I have come to the conclusion that if any one person can stop the hate campaign against the two, it is Nana Addo Dankwa Akufo-Addo.  Here is my analysis. It is not based on facts; just gut feeling.  

In the pre-Tamale fever, Nana Addo may have whispered something unfriendly but harmless about these two gentlemen into the ears of more than one “trusted confidant”. Nana does not necessarily hate them.  At the time, anybody, including Nana, had reason not to trust anybody even remotely connected to an opposite camp. But months after Tamale, is it reasonable to fear that either Kwabena alone, Afoko alone, or two of them combined, can do anything to enthrone Alan as a flag bearer for 2016? What do Afoko and Kwabena stand to gain by plotting against their flag bearer now? 

Why am I interested? My answer is to refer Ghanaians to the hordes of NDC supporters who took the party hostage,  seized toilets and locked out DCEs all in the name of getting a just reward for their activism in the 2008 election campaign. What is happening in the NPP is the sowing of seeds for vandalism and recklessness. If there are people who are ready to kill or destroy just to get a candidate elected, this is the time to rein them in. 

Now to my main thoughts for the week.

I have come to the conclusion that in Ghana, nothing has changed.  Look at sanitation. Today we are selling cooked rice and roast plantain less than 50 metres away from public toilets whose entrances are littered with excrement and from whose sanctums issue stench from putrefaction. 

Today, we litter everywhere and urinate anywhere. Next time you go to the market or trotro station, just take a look. We drop litter as if it was the most normal thing to do. The last time I drew the attention of a decent-looking fellow at the Kaneshie Market to what he had just dropped, he looked at me as if I was an  item in a museum. He asked me what was wrong with his action! 

To prove to myself that nothing has changed, I went for my copy of Ayi Kwei Armah’s The Beautyful Ones Are Not Yet Born. I will reproduce a few lines below. This was Ghana in the 1960s. As we do today, the city council had mounted a campaign against filth. They had ordered bins into which people could dispose of their waste. Here are the reflections of ‘man’, the main character.

“Like others before it, this campaign had been extremely impressive, and admiring rumours indicated that it had cost a great lot of money…In the end not many of the boxes were put out, though there was a lot said about the large amount of money paid for them. The few provided, however, had not been ignored. People used them well, so that it took no time at all for them to get full. People still used them, and they overflowed with banana peels and mango seeds and thoroughly sucked-out oranges and the chaff of sugarcane and most of all the thick brown wrapping from a hundred balls of kenkey. People did not have to go up to the boxes any more.

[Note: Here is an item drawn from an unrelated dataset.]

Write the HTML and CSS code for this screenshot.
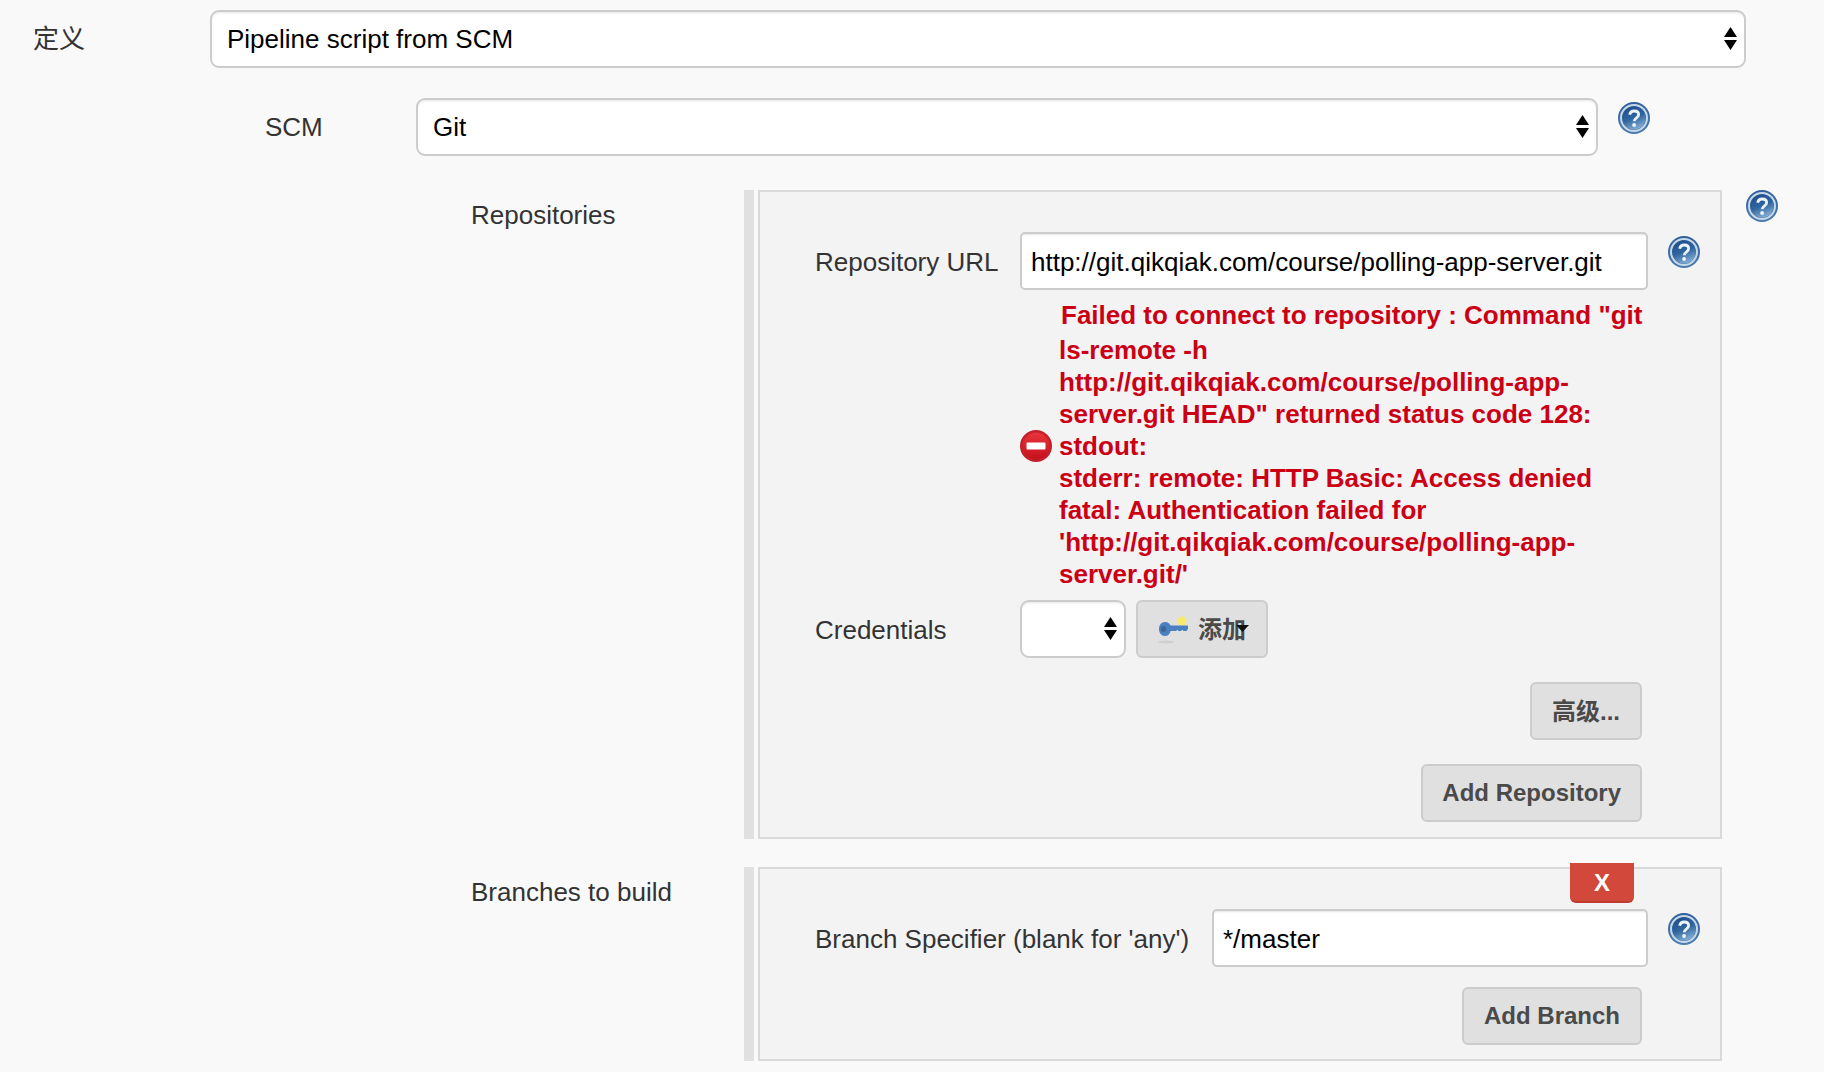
FILE: index.html
```html
<!DOCTYPE html>
<html lang="zh">
<head>
<meta charset="utf-8">
<title>Pipeline SCM</title>
<link rel="stylesheet" href="styles.css">
</head>
<body>
<svg class="defs" width="0" height="0" aria-hidden="true">
  <defs>
    <linearGradient id="helpFill" x1="0.1" y1="0" x2="0.5" y2="1">
      <stop offset="0" stop-color="#1d4c8c"/>
      <stop offset="0.55" stop-color="#2f659f"/>
      <stop offset="1" stop-color="#7fa9cf"/>
    </linearGradient>
    <linearGradient id="helpRing" x1="0" y1="0" x2="0" y2="1">
      <stop offset="0" stop-color="#2f5f9b"/>
      <stop offset="1" stop-color="#4a7cb2"/>
    </linearGradient>
    <linearGradient id="stopFill" x1="0" y1="0" x2="0" y2="1">
      <stop offset="0" stop-color="#e8343c"/>
      <stop offset="1" stop-color="#c4111c"/>
    </linearGradient>
    <symbol id="help" viewBox="0 0 32 32">
      <circle cx="16" cy="16" r="16" fill="url(#helpRing)"/>
      <circle cx="16" cy="16" r="13" fill="none" stroke="#c8d8e7" stroke-width="2"/>
      <circle cx="16" cy="16" r="11.600" fill="url(#helpFill)"/>
      <path d="M11.700 12.800c.4-2.500 2.200-3.800 4.500-3.800 2.600 0 4.400 1.500 4.400 3.700 0 3.200-4.300 3.400-4.400 6.600" fill="none" stroke="#eef3f8" stroke-width="2.800"/>
      <circle cx="16.100" cy="23" r="1.900" fill="#eef3f8"/>
    </symbol>
    <symbol id="updown" viewBox="0 0 13 23">
      <path d="M6.5 0 13 10H0zM0 13h13L6.5 23z" fill="#000"/>
    </symbol>
  </defs>
</svg>
<main class="form">
  <div class="row">
    <span class="label label-def">定义</span>
    <div class="select-box select-def">
      <select class="select"><option>Pipeline script from SCM</option></select>
      <svg class="arrows"><use href="#updown"/></svg>
    </div>
  </div>

  <div class="scm">
    <div class="row row-scm">
      <span class="label label-scm">SCM</span>
      <div class="select-box select-scm">
        <select class="select"><option>Git</option></select>
        <svg class="arrows"><use href="#updown"/></svg>
      </div>
      <svg class="help help-scm"><use href="#help"/></svg>
    </div>

    <div class="sub">
      <section class="group">
        <span class="label group-label">Repositories</span>
        <div class="bar"></div>
        <div class="panel panel-repo">
          <div class="row">
            <span class="label label-url">Repository URL</span>
            <input class="input input-url" type="text" value="http://git.qikqiak.com/course/polling-app-server.git">
            <svg class="help help-inner"><use href="#help"/></svg>
          </div>
          <div class="error">
            <svg class="stop" viewBox="0 0 32 32" aria-hidden="true">
              <circle cx="16" cy="16" r="16" fill="#c2202a"/>
              <circle cx="16" cy="16" r="13.500" fill="url(#stopFill)"/>
              <rect x="6.500" y="12.500" width="19" height="7" rx="1" fill="#fff"/>
            </svg>
            <p class="error-text"><span class="error-first">Failed to connect to repository : Command "git</span>ls-remote -h<br>http://git.qikqiak.com/course/polling-app-<br>server.git HEAD" returned status code 128:<br>stdout:<br>stderr: remote: HTTP Basic: Access denied<br>fatal: Authentication failed for<br>'http://git.qikqiak.com/course/polling-app-<br>server.git/'</p>
          </div>
          <div class="row row-cred">
            <span class="label label-url">Credentials</span>
            <div class="select-box select-cred">
              <select class="select"><option></option></select>
              <svg class="arrows"><use href="#updown"/></svg>
            </div>
            <button class="btn btn-add" type="button">
              <svg class="key" viewBox="0 0 32 30" aria-hidden="true">
                <circle cx="24" cy="7" r="4.500" fill="#f7ea6a"/>
                <ellipse cx="8" cy="28" rx="8" ry="1.500" fill="#cfcfcf"/>
                <path d="M7 8c2.800 0 4.800 1.600 5.600 3.500H30v3.500l-1.500 2h-3l-1.200-1.200-1.200 1.200h-2.600l-1.200-1.200-1.200 1.200h-5.500C11.800 20.200 9.800 22 7 22c-3.600 0-6-3.200-6-7s2.400-7 6-7Z" fill="#4a80c0"/>
                <ellipse cx="5.500" cy="15" rx="2.600" ry="3" fill="#3f6598"/>
              </svg>
              <span class="btn-text">添加</span>
              <svg class="caret" viewBox="0 0 13 7" aria-hidden="true"><path d="M0 0h13L6.500 7z" fill="#111"/></svg>
            </button>
          </div>
          <div class="actions actions-adv">
            <button class="btn btn-cjk" type="button">高级...</button>
          </div>
          <div class="actions actions-repo">
            <button class="btn btn-repo" type="button">Add Repository</button>
          </div>
        </div>
        <svg class="help help-group"><use href="#help"/></svg>
      </section>

      <section class="group group-branch">
        <span class="label group-label">Branches to build</span>
        <div class="bar"></div>
        <div class="panel panel-branch">
          <button class="delete" type="button">X</button>
          <div class="row">
            <span class="label label-branch">Branch Specifier (blank for 'any')</span>
            <input class="input input-branch" type="text" value="*/master">
            <svg class="help help-inner"><use href="#help"/></svg>
          </div>
          <div class="actions actions-branch">
            <button class="btn" type="button">Add Branch</button>
          </div>
        </div>
      </section>
    </div>
  </div>
</main>
</body>
</html>
```

FILE: styles.css
```css
* { box-sizing: border-box; }

html, body {
  margin: 0;
  height: 100%;
  overflow: hidden;
  background: #f9f9f9;
}

body {
  font-family: "Liberation Sans", "Noto Sans CJK SC", sans-serif;
  font-size: 26px;
  color: #333;
}

.defs { position: absolute; }

.form { padding: 10px 0 0 33px; }

.row { display: flex; align-items: flex-start; }

.label {
  flex: none;
  height: 58px;
  line-height: 59px;
  color: #333;
}

.label-def { width: 177px; }
.label-scm { width: 151px; }
.label-url { width: 205px; line-height: 61px; }
.label-branch { width: 397px; line-height: 61px; }

.scm { margin-left: 232px; }
.row-scm { margin-top: 30px; }
.sub { margin-left: 206px; }

.select-box {
  position: relative;
  flex: none;
  height: 58px;
}
.select-def { width: 1536px; }
.select-scm { width: 1182px; }
.select-cred { width: 106px; }

.select {
  display: block;
  width: 100%;
  height: 100%;
  margin: 0;
  padding: 0 40px 0 15px;
  appearance: none;
  -webkit-appearance: none;
  font: inherit;
  color: #000;
  background: #fff;
  border: 2px solid #ccc;
  border-radius: 9px;
  box-shadow: inset 0 3px 3px -2px #e6e6e6;
}

.arrows {
  position: absolute;
  top: 17px;
  right: 9px;
  width: 13px;
  height: 23px;
  pointer-events: none;
}

.input {
  flex: none;
  height: 58px;
  margin: 0;
  padding: 3px 8px 0 9px;
  font: inherit;
  color: #000;
  background: #fff;
  border: 2px solid #ccc;
  border-radius: 5px;
  box-shadow: inset 0 2px 2px -1px #e6e6e6;
}
.input-url { width: 628px; }
.input-branch { width: 436px; }

.help { flex: none; width: 32px; height: 32px; }
.help-scm { margin: 4px 0 0 20px; }
.help-inner { margin: 4px 0 0 20px; }
.help-group { margin-left: 24px; }

.group { display: flex; align-items: stretch; margin-top: 34px; }
.group-branch { margin-top: 28px; }

.group-label {
  width: 273px;
  height: auto;
  padding-top: 10px;
  line-height: 30px;
}

.bar {
  flex: none;
  width: 10px;
  margin-right: 4px;
  background: #e0e0e0;
}

.panel {
  position: relative;
  flex: none;
  width: 964px;
  padding: 40px 0 0 55px;
  background: #f3f3f3;
  border: 2px solid #d9d9d9;
}
.panel-repo { height: 649px; }
.panel-branch { height: 194px; padding-top: 40px; }

.error {
  display: flex;
  align-items: center;
  margin: 9px 0 10px 205px;
}
.stop { flex: none; width: 32px; height: 32px; margin: 2px 7px 0 0; }
.error-text {
  margin: 0;
  font-weight: 700;
  line-height: 32px;
  color: #cc0015;
  white-space: nowrap;
}
.error-first { display: block; padding-left: 2px; margin-bottom: 3px; }

.btn {
  flex: none;
  height: 58px;
  margin: 0;
  padding: 0 20px;
  font: inherit;
  font-size: 24px;
  font-weight: 700;
  color: #4a4a4a;
  background: #e0e0e0;
  border: 2px solid #ccc;
  border-radius: 6px;
}

.btn-cjk { padding-bottom: 4px; }
.btn-repo { padding: 0 19px; }

.btn-add {
  position: relative;
  display: flex;
  align-items: center;
  width: 132px;
  margin-left: 10px;
  padding: 0 0 0 20px;
}
.btn-text { position: relative; top: -2px; }
.key { flex: none; width: 32px; height: 30px; margin-right: 8px; }
.caret {
  position: absolute;
  top: 23px;
  right: 17px;
  width: 13px;
  height: 7px;
}

.actions { display: flex; justify-content: flex-end; padding-right: 78px; }
.actions-adv { margin-top: 24px; }
.actions-repo { margin-top: 24px; }
.actions-branch { margin-top: 20px; }

.delete {
  position: absolute;
  top: -6px;
  right: 86px;
  width: 64px;
  height: 40px;
  margin: 0;
  padding: 2px 0 0;
  font: inherit;
  font-size: 24px;
  font-weight: 700;
  color: #fff;
  background: #d2493c;
  border: 0;
  border-bottom: 2px solid #bd3b2f;
  border-radius: 0 0 6px 6px;
}
```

From a distance, they aimed their rubbish at the growing heap, and a good amount of juicy offal hit the face and sides of the box…”

What has changed? We still think that physical act of communal labour is the solution. No, the problem resides in the minds of the people, a predominantly non-literate population. For them, the communication does not necessarily exist in the traditional theories of communication.

Why do I have a sense of déjà vu any time the Statistical Service or Bank of Ghana officials call a press conference and churn out inflation figures, base rate, exchange rates etc.? Takes me back to the last two years or so of the Rawlings era. Companies, instead of being productive, were sitting comfortably, declaring huge profits without productivity. They just invested in government bonds, bought Treasury bills and were okay. 

Remember? You went to the market in the morning, saw the price and went home for money. By mid-morning or afternoon, you went to the same shop and the price had changed – up by so much.

Nothing has changed. In the Acheampong era, the high prices were called “kalabule”.  Today we have no name for them.